Selznick was L.B. Mayer’s son-in-law, and Thalberg had not been told of his replacement, so there is a certain shame before us here. The plot also hinges on a matter unspoken. Selznick resigned before long; he went into independent production, produced Gone With The Wind, using Victor Fleming to direct it; Thalberg returned to MGM and never trusted Mayer again.

What we have is a handful of terrific actors playing out a sophisticated backstage comedy, which turns violent. It was based on the Libby Holman scandal. And it starts with William Powell, that master of insouciance, playing a gambler with Damon Runyan sidekicks. He has backed the career of Jean Harlow as the actress. In a superb proposal scene you see Powell at his comic best; in a too-long drunk scene you see him ill served.

From the start, everything depends upon the skill of the playing of every actor before us. As a substitute for the absence of reality in the story, each must perform at the pitch of their talents, and they do.

Harlow is exuberant, convinced, lithe, and on target. Her grandmother is played by May Robson, and fortunately given a lot to do. Franchot Tone as the millionaire playboy is almost too good in the role. If he had been a bad actor the film might be better, but he isn’t. His is a portrait of a balloon bursting. Henry Stephenson as his father is a mystery of probity; is he kind; is he cruel? Rosalind Russell plays the jilted fiancée with a nobility so humorous you cannot but root for her. And Mickey Rooney as a child is so alive on the screen, you don’t wonder Spencer Tracy called him the best actor in Hollywood.

None of these players can extract the rotten tooth inflaming this material, which is a front-page story of the sort Warners did better.
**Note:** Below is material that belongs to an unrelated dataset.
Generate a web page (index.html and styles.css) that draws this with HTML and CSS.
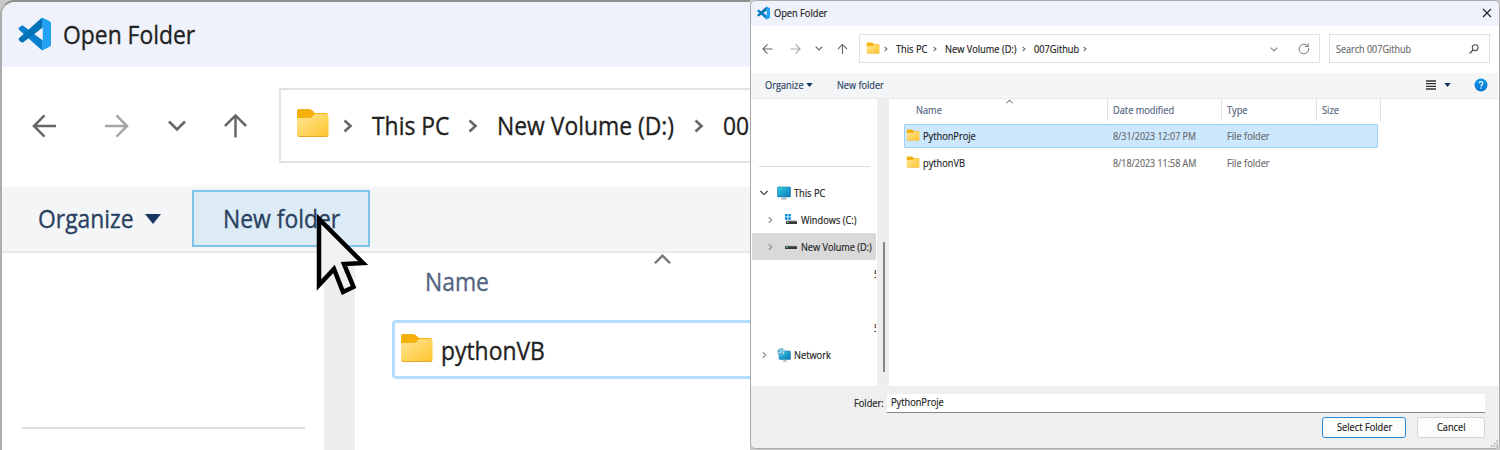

Fleming is a dynamic director; he never shows too much when he can help it. But you can just hear Selznick whispering those logorrheac memos over his shoulder. Still, Harlow triumphs in a closing closeup. Her voice is badly placed but her energy is winning. There is a wonderful moment she has picking up a hat and tossing it back. Watch for it. Audiences loved her not because she was sexy and didn’t wear underwear, but because she was so alive! She still is.